The Istanbul Stock Exchange (ISE) has introduced an automatic circuit breaker system, enabling fully automated suspension of trading on a stock-by-stock basis.
Active from 10 January 2011, the system is designed to monitor trading activity on the exchange and, in the event of an abnormal price or quantity movement, suspend trading of the affected stock for a pre-defined period of time, usually 15 minutes.
If the abnormal price or quantity movement persists, the new system will automatically apply a circuit breaker until the end of the day. The relevant stock will then be subject to gross settlement the following trading day. Gross settlement period is initially 15 days. All details relating to a suspension will be announced automatically and simultaneously through the ISE's public disclosure platform.

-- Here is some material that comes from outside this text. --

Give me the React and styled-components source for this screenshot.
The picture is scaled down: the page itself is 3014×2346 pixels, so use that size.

The Securities and Exchange Commission introduced a market-wide circuit breaker programme across all US equities trading venues following the ”flash crash' of 6 May 2010, during which the Dow Jones Industrial Average index briefly fell by US$1 trillion before rebounding just as suddenly. The US programme requires exchanges to pause trading in certain individual stocks for five minutes if the price moves by 10% or more in the preceding five-minute period.

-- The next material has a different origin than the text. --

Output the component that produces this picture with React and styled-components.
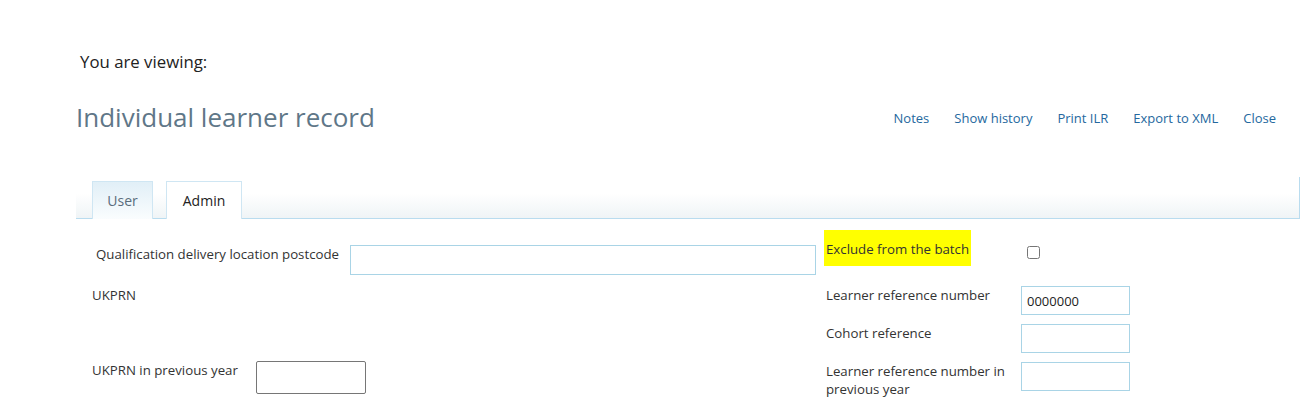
import React from "react";
import styled, { createGlobalStyle } from "styled-components";

const GlobalStyle = createGlobalStyle`
  body { margin: 0; background: #fff; font-family: "Open Sans", "Noto Sans", sans-serif; color: #333; }
`;

const Page = styled.div`
  width: 1310px; height: 403px; overflow: hidden; padding-left: 76px; box-sizing: border-box;
`;

const Viewing = styled.div`
  padding: 51px 0 0 4px; font-size: 16.8px; color: #222; line-height: 22px;
`;

const Header = styled.div`
  display: flex; justify-content: space-between; align-items: center; padding-right: 34px; margin-top: 23px; height: 42px;
`;

const Title = styled.h1`
  margin: 0; font-size: 26px; font-weight: normal; color: #5f7788;
`;

const Nav = styled.nav`
  display: flex; gap: 25px; padding-top: 2px;
`;

const NavLink = styled.a`
  font-size: 13px; color: #25689e; text-decoration: none; cursor: pointer;
`;

const TabBar = styled.div`
  display: flex; align-items: flex-end; gap: 13px; width: 1224px; height: 42px; margin-top: 39px; padding-left: 16px; box-sizing: border-box;
  border-right: 1px solid #b9dcef; border-bottom: 1px solid #b9dcef;
  background: linear-gradient(#fff 40%, #eff4f6);
`;

const Tab = styled.div`
  height: 38px; display: flex; align-items: center; justify-content: center; box-sizing: border-box;
  width: ${(p) => p.w}px; font-size: 14px; margin-bottom: -1px;
  border: 1px solid #cfe6f3; border-bottom: none;
  color: ${(p) => (p.active ? "#5a6d7c" : "#222")};
  background: ${(p) => (p.active ? "linear-gradient(#e1eff7, #fafdfe)" : "#fff")};
`;

const Form = styled.div`
  display: flex; padding-top: 26px;
`;

const Column = styled.div`
  display: flex; flex-direction: column; gap: ${(p) => p.gap}px; width: ${(p) => p.w}px; padding-left: ${(p) => p.pl}px;
`;

const Row = styled.div`
  display: flex; align-items: flex-start; height: ${(p) => p.h}px;
`;

const Label = styled.label`
  font-size: 13.25px; color: #333; line-height: 18px; width: ${(p) => p.w}px; flex-shrink: 0;
  padding-left: ${(p) => p.pl || 0}px; margin-top: ${(p) => p.mt || 0}px;
`;

const Highlight = styled.span`
  display: inline-block; background: #ffff00; padding: 10px 2px 8px 2px; margin-left: -2px; color: #333;
`;

const TextInput = styled.input`
  width: ${(p) => p.w}px; height: ${(p) => p.h || 29}px; box-sizing: border-box; font: 13px "Open Sans", sans-serif; color: #222;
  border: 1px solid ${(p) => (p.plain ? "#767676" : "#a9d4e6")}; border-radius: ${(p) => (p.plain ? 2 : 0)}px;
  padding: 0 5px; margin: 0; outline: none;
`;

const Check = styled.input`
  width: 13px; height: 13px; margin: 1px 0 0 0;
`;

export default function App() {
  return (
    <>
      <GlobalStyle />
      <Page>
        <Viewing>You are viewing:</Viewing>
        <Header>
          <Title>Individual learner record</Title>
          <Nav>
            <NavLink>Notes</NavLink>
            <NavLink>Show history</NavLink>
            <NavLink>Print ILR</NavLink>
            <NavLink>Export to XML</NavLink>
            <NavLink>Close</NavLink>
          </Nav>
        </Header>
        <TabBar>
          <Tab active w={61}>User</Tab>
          <Tab w={76}>Admin</Tab>
        </TabBar>
        <Form>
          <Column w={734} pl={16} gap={0}>
            <Row h={41}>
              <Label w={254} pl={4}>Qualification delivery location postcode</Label>
              <TextInput w={466} h={30} />
            </Row>
            <Row h={75}>
              <Label w={160}>UKPRN</Label>
            </Row>
            <Row h={33}>
              <Label w={164}>UKPRN in previous year</Label>
              <TextInput w={110} h={33} plain />
            </Row>
          </Column>
          <Column w={310} pl={0} gap={9}>
            <Row h={32}>
              <Label w={201} mt={-15}><Highlight>Exclude from the batch</Highlight></Label>
              <Check type="checkbox" />
            </Row>
            <Row h={29}>
              <Label w={195}>Learner reference number</Label>
              <TextInput w={109} defaultValue="0000000" />
            </Row>
            <Row h={29}>
              <Label w={195}>Cohort reference</Label>
              <TextInput w={109} />
            </Row>
            <Row h={29}>
              <Label w={195}>Learner reference number in previous year</Label>
              <TextInput w={109} />
            </Row>
          </Column>
        </Form>
      </Page>
    </>
  );
}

Most European trading venues already have circuit breakers in place – for example, trading on the London Stock Exchange's regime halted trading in five stocks on 24 August 2010 after they moved more than 5% from their opening price.
The ISE is currently seeking to modernise its trading practices in line with developments such as MiFID in Western Europe. Other recent changes include the introduction of an amendment allowing cancellation of orders, in September 2010. Previously, it had only been possible to amend orders aggressively – in other words, upwards in value.